Dr Park added that young people are also less likely to trust established news outlets, and more likely to experience news fatigue.

“The period of an election campaign may be overwhelming for younger generations and may cause them to zone out,” she said.

YouTube, Facebook and Instagram are the top social networks young people use to access news, while TikTok is also increasing in popularity.

“On these platforms, people encounter news incidentally rather than by actively seeking,” Dr Park said.

“So the types of news they are exposed to are limited by algorithms and their social networks. This could mean, for some people, they are not getting a range of views.”

Each platform comes with its own mechanisms to combat fake news.

Facebook covers up blatantly misleading posts with links to fact checking articles from the Australian Associated Press, RMIT University or Agence France-Presse’s local bureau.

More and more people of all ages are getting their news from the likes of Facebook, Twitter and Instagram.

More and more people of all ages are getting their news from the likes of Facebook, Twitter and Instagram. Photo: Getty

YouTube puts a disclaimer beneath the videos of government-funded broadcasters, including the ABC, after Russia’s RT network was accused of spreading misinformation years ago.

RT has since been removed from the platform in the wake of Russia’s invasion of Ukraine.

Encrypted messaging platforms such as Telegram are also becoming increasingly popular with anti-vax and far-right types in order to evade the fact-checking and moderation of more mainstream social networks.

However, the users of these so-called “unmoderated” platforms tend to skew older.

Dr Park said young digital natives maintain a high level of online literacy and tend to stick to official accounts, such as those of political parties or news aggregators.

The meme wars heat up

Political memes are by no means a new election tactic in Australia.
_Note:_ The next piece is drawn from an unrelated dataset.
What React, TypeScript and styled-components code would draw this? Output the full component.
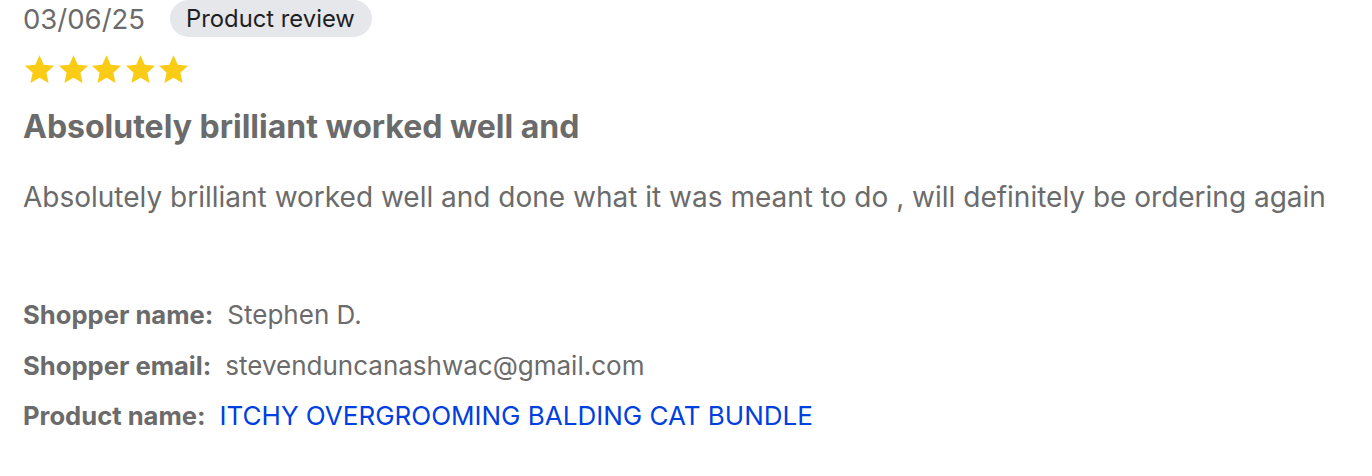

A big difference this time around is the new-found dominance of TikTok, where many first-time voters hang out.

Labor made its first post on the platform in February last year, adding: “Yep, we’re on TikTok now …”

The Liberal Party and the Greens were slower to the game, with both parties finally joining the platform last month as the election loomed.

Labor now has around 70,000 followers while the Liberal Party has around 500.

Interestingly, Anthony Albanese doesn’t have a personal TikTok account whereas Scott Morrison does.

The Prime Minister has clocked almost 60,000 followers since his first post at Christmas.

All three parties have been posting politically charged memes riffing off the latest trends on the app.

It’s a tactic clearly aimed at TikTok’s younger audience, with these same posts not being found on other platforms like Facebook.

Meanwhile, Pauline Hanson’s One Nation made an official TikTok account last November when the party released a satirical cartoon series.

The posts on TikTok, however, are simply reposts of the cartoon that aren’t even cropped vertically to fit the app’s orientation.

Regardless of whether or not this content is convincing, bringing election campaigning to more social media platforms is likely to bring many of the 600,000-odd new voters into the fold, and more.

“We estimate that this represents around 75 per cent of eligible Australians in that small age bracket, so more is needed in the coming days and weeks, up until whenever the enrolment deadline is,” the AEC’s director of media and digital engagement Evan Ekin-Smyth told TND.

Enrolment to vote will close a week after the election is called.